WHAT’S YOUR FAVORITE PART OF THE JOB?

My favorite part is ensuring that every dish is prepared properly and that our staff sticks to the recipes. That way every time a plate comes out it’s the same no matter who’s making it.

WHAT’S THE HARDEST PART OF THE JOB?

I used to struggle with being creative and coming up with new recipe ideas. But I’ve gotten much better over the years.

WHY DID YOU BECOME A CHEF?

I didn’t choose cooking, it chose me. When I started working at restaurants, I just pulled the food out of the window, checked the garnishes and sent it out. But when a colleague pushed me to learn how to cook, I went with it, and became really good at it. I’m passionate about what I do, and I work hard to make sure everything is perfect.

DO YOU HAVE A CULINARY ROLE MODEL OR INSPIRATION?

Nope, not at all! I never went to school. I’m self-taught in corporate restaurants.

WHAT’S THE BEST-KEPT SECRET ABOUT ROYAL DOCKS?

We all wear multiple hats. Just because I’m in charge of the kitchen doesn’t mean I won’t can beer, help recycle cardboard, or whatever else is needed.

WHAT’S THE MOST ABSTRACT INGREDIENT YOU’VE EVER WORKED WITH?

Jackfruit. One of my vendors brought it to me as a meat substitution. I’ve shredded it for faux BBQ pulled pork dishes. We looked into using it for a short time. I let a few of our regulars try it side-by-side with real pork. If you didn’t know it replaced the meat, you’d never know the difference.

favorite dish at your restaurant? I have one for each of our locations. At the Foeder House in Plain Township, it’s the fried deviled eggs. At the Taproom in Jackson, it’s the chipotle chicken flatbread.

Name: Kate Lewis

Restaurant: 1899 Indoor Golf

Position: Bar Manager

WHAT’S YOUR FAVORITE PART OF THE JOB?

My favorite part of the job is being creative and interacting with guests. I love experimenting with ingredients and creating unique cocktails.

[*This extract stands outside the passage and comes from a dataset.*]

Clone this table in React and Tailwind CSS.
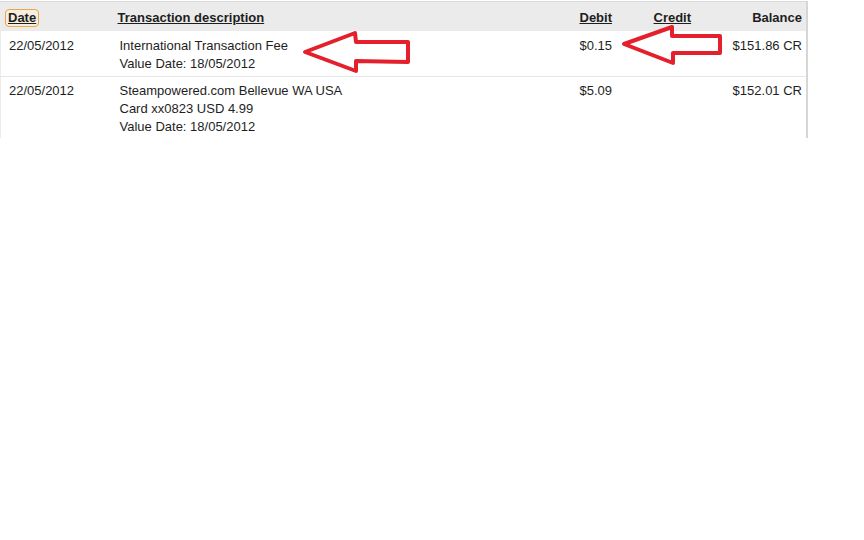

I also enjoy getting to know people and their palette, then taking that knowledge and introducing them to something new.

WHAT’S THE HARDEST PART OF THE JOB?

Honestly, the hardest part is naming the cocktails.

WHERE DO YOU FIND INSPIRATION?

I went to bartending school a very long time ago where I learned the foundation for a good cocktail. The lessons I value the most come from experiments that have succeeded as well as failed. I also find inspiration from ingredients and from memories associated with food. For example, when I was a child, my mother fed me jam on rye toast for breakfast. When I saw caraway seeds during an ingredient search, I thought it would be fun to create a play on that. I created a cocktail we call The Black Ranger, and it consists of Bacardi Rum, Bénédictine, lime, blackberries and caraway syrup.

WHAT’S THE BEST-KEPT SECRET ABOUT 1899 INDOOR GOLF?

Our VIP Speakeasy room. It’s a private room hidden by bookshelf murphy doors, with a private large-screen bay that can be used for more than just golf. A group of ladies threw a party there for the premier of The Bachelor, and I created a signature drink just for their event.

WHAT’S THE MOST ABSTRACT INGREDIENT YOU’VE EVER WORKED WITH?

We make house cocktails with fresh herbs, hand-squeezed citrus and house-made syrups. I guess the oddest ones I’ve used are beet shrub and sugar snap peas (in two separate cocktails).

favorite drink at your bar?

It depends on the occasion, but I’d go with The Stinger to sit back, relax and sip on. This consists of Four Roses Bourbon, Cointreau, Zucca Rabarbaro, Angostura Orange Bitters.